# Sig P250 reliability



## shevanel

Hi all,

I have been looking into getting my first handgun, and I'm pretty set on a Sig. I was wondering whether I should get a P250 or the more tried and true P229.

Although I have heard and read only good things about the P250, I am a little bit wary about getting one. I want a gun that will last me for the long haul. But being a new gun, the P250's durability and reliability have yet to be put to the test. There is no way to know how it will hold up over time or if there are any defects or flaws in the design. 

I think this is a legit concern for any new release, but my concern is amplified by the fact that the P250 is a revolutionary new design. The modular, customizable design is a cool idea, but I am concerned about its durability/reliability. I was hoping that some folks out there who have experience with and technical knowledge of Sigs and handguns in general will be able to speak to this issue.

Can anyone foresee any possible problems with the P250 that might surface with time?

Anyone out there who owns a P250 had any problems so far?

Anyone who has experience with both the P250 and P229 have a preference between the two?

Any and all info, advise, and recommendations will be much appreciated.


----------



## BeefyBeefo

Hello and welcome to the forum.

I would say...get whatever feels best and you shoot best. Good luck with your search.

-Jeff-


----------



## Hawk

I for one have had nothing but good things to say about the P250. I have only had one FTE with over 500 rounds through mine. There have been some other owners with other issues. Some have sent them back and Sig fixed their issue. There is a good LONG thread over at SigForum that has alot of good info. Your also welcome to look around over at P250Sig.com. I have no experience with the P229, so I am no help there. Either one, your probably going to be happy with.


----------



## Hank98498

*P250 Reliability*

I bought my P250 in early June 2008. I've put about 1500 rounds thru it so far and not one FTE or FTC or FTF. No problems at all. I like it's size and the way it feels in my hand. I couldn't ask for a better short range pistol.

I have never owned a P229, but I've shot one a few times. It's a good pistol, too, but I prefer the P250. That's why I bought one.

The P250 is designed and fabricated by SIG, so I have no doubts that it'll live up to SIG's reputation. Choose which ever one feels best to you.

Hank



shevanel said:


> Anyone out there who owns a P250 had any problems so far?
> 
> Anyone who has experience with both the P250 and P229 have a preference between the two?


----------



## glockster17

*P250*



Hank98498 said:


> I bought my P250 in early June 2008. I've put about 1500 rounds thru it so far and not one FTE or FTC or FTF. No problems at all. I like it's size and the way it feels in my hand. I couldn't ask for a better short range pistol.
> 
> I have never owned a P229, but I've shot one a few times. It's a good pistol, too, but I prefer the P250. That's why I bought one.
> 
> The P250 is designed and fabricated by SIG, so I have no doubts that it'll live up to SIG's reputation. Choose which ever one feels best to you.
> 
> Hank


I have not had any experience with the 229 however I have the p 250. It's my favorite gun by far. I have owned a varity of hand guns from diffrent manufacuters, Kimber, Hk, ruger, smith and wesson, Glock, Springfield and so on. Not to take from any of them but the P250 fits my hand so well and and groups excellent.
As you might take from my user name I was a devout Glock guy but this Sig has really converted me. 
My son owns several Handguns as well and he now has a P250 in his collection and it has quickly become his choice as his new favorite as well.
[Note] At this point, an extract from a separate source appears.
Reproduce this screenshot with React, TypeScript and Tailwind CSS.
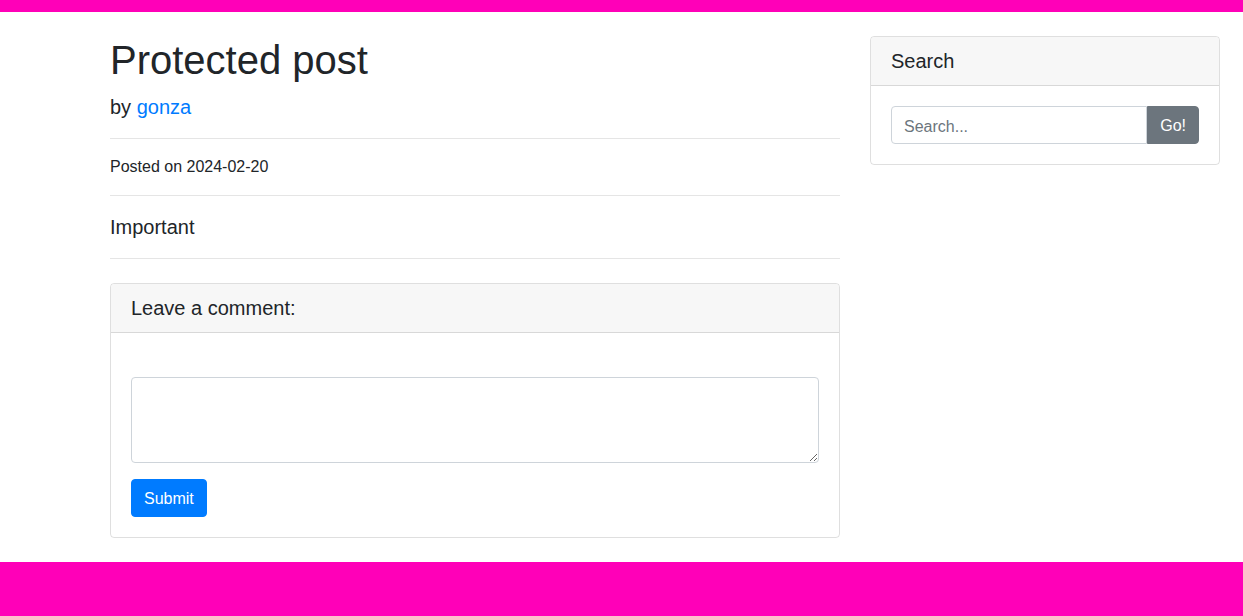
export default function App() {
  return (
    <div className="min-h-[616px] bg-white text-[#212529] font-['Liberation_Sans',Arial,sans-serif] text-base leading-6">
      <div className="h-3 bg-[#ff00b8]" />

      <div className="flex gap-[30px] pl-[110px]">
        {/* Post column */}
        <div className="w-[730px]">
          <h1 className="mt-6 mb-2 text-[40px] leading-[1.2] font-medium">Protected post</h1>
          <p className="text-xl leading-[30px]">
            by <a href="#" className="text-[#007bff]">gonza</a>
          </p>
          <hr className="my-4 border-t border-black/10" />
          <p>Posted on 2024-02-20</p>
          <hr className="my-4 border-t border-black/10" />
          <p className="text-xl leading-[30px]">Important</p>
          <hr className="my-4 border-t border-black/10" />

          <div className="mt-6 mb-6 rounded border border-black/[0.125]">
            <div className="bg-[#f7f7f7] border-b border-black/[0.125] px-5 py-3 rounded-t">
              <h5 className="text-xl leading-6 font-medium">Leave a comment:</h5>
            </div>
            <div className="p-5">
              <div className="h-6" />
              <form>
                <textarea
                  rows={3}
                  className="block w-full h-[86px] rounded border border-[#ced4da] px-3 py-1.5 text-base leading-6 text-[#495057] outline-none"
                />
                <button
                  type="button"
                  className="mt-4 rounded border border-[#007bff] bg-[#007bff] px-3 pt-[7px] pb-[5px] text-white text-base leading-6"
                >
                  Submit
                </button>
              </form>
            </div>
          </div>
        </div>

        {/* Sidebar */}
        <div className="w-[350px]">
          <div className="mt-6 rounded border border-black/[0.125]">
            <div className="bg-[#f7f7f7] border-b border-black/[0.125] px-5 py-3 rounded-t">
              <h5 className="text-xl leading-6 font-medium">Search</h5>
            </div>
            <div className="p-5">
              <div className="flex">
                <input
                  type="text"
                  placeholder="Search..."
                  className="h-[38px] flex-1 min-w-0 rounded-l border border-[#ced4da] px-3 pt-2 pb-1 text-base leading-6 text-[#495057] placeholder:text-[#6c757d] outline-none"
                />
                <button
                  type="button"
                  className="rounded-r border border-[#6c757d] bg-[#6c757d] px-3 pt-[7px] pb-[5px] text-white text-base leading-6"
                >
                  Go!
                </button>
              </div>
            </div>
          </div>
        </div>
      </div>

      <div className="h-[54px] bg-[#ff00b8]" />
    </div>
  )
}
I am very hopeful of this Sig. They've done polymer with the Sig Pro line and have won contracts with it, I think this is going to be a new fav for others and some LE agencies down the road. Some of may just be ahead of the curve and know a good thing when we see it.


----------



## Growler67

shevanel said:


> Hi all,
> Anyone who has experience with both the P250 and P229 have a preference between the two?
> 
> Any and all info, advise, and recommendations will be much appreciated.


It really comes down to pesonal preference. I have shot both in .40 and 9mm. The main difference between the two is the P229 has an Aluminum alloy frame whereas the P250 has a Polymer one. The P229 is thus slightly heavier. I own the predecessor to the P229, P228. Though these two are similar, they are different feeling enough when shot. I prefer the P228 and it's my primary CCW.

In the polymer frames I have spent years tring and feeling them out. I finally bought one and my hands were the best judge. I picked the SiGPro 2022. HK, Glock, Walther and all the others I tried had features I liked and disliked to varying degrees. It came down to which one felt the best. Even side by side with the P250 the SP2022 felt best to me. I didn't care for the "plastic" as in toy feeling I had when shooting the P250. I much preferred the "firearm" feel I got from the SP.

Different strokes for different folks. Let your hands be your guide. Whichever fits and feels best to you will be the one that you will "naturally" shoot better. Range time will refine your skills but without good feel, you won't shoot anything as well as if it did.


----------



## TcRoc

Haven't had a problem with mine,,very accurate


----------



## Mike_E

glockster17 said:


> I have not had any experience with the 229 however I have the p 250. It's my favorite gun by far.


In that case, your new name shall be sigster17! :mrgreen:


----------



## glockster17

Mike_E said:


> In that case, your new name shall be sigster17! :mrgreen:


Hey,:buttkick: There's always room for change. That's funny.


----------



## chessail77

both are reliable and durable..P229 has a longer track record so get what feels best for you and your needs


----------



## paratrooper

I have a SIG P250C in .40 cal. It was NIB when I got it. I traded a new ECHO weed-eater and a little cash for it.

Never saw one until the guy brought it over for me to look at. Wasn't all that crazy about having another polymer gun, but after holding it, and taking a good close look at it, I knew I wanted it. Also the fact that it was a compact vs. a full-sized gun, made it even more desirable, and that I only had one another .40 cal. That was my Beretta 96 Centurion.

Anyways, it functions fine and does what it was designed to do. It's the only _"modular"_ gun that I have. I've looked at some of the conversion kits, but not yet sprung for one. If I do, it'll most likely be the .45 acp kit.


----------



## zeke4351

I have both the P229 and the P250. Never had a single problem with the P250 and it is easier to carry. I like both guns very much but if I could only have one of the guns it would be the P229. It is more money but it is a lot more gun. I just bought a P238 and love the thing.


----------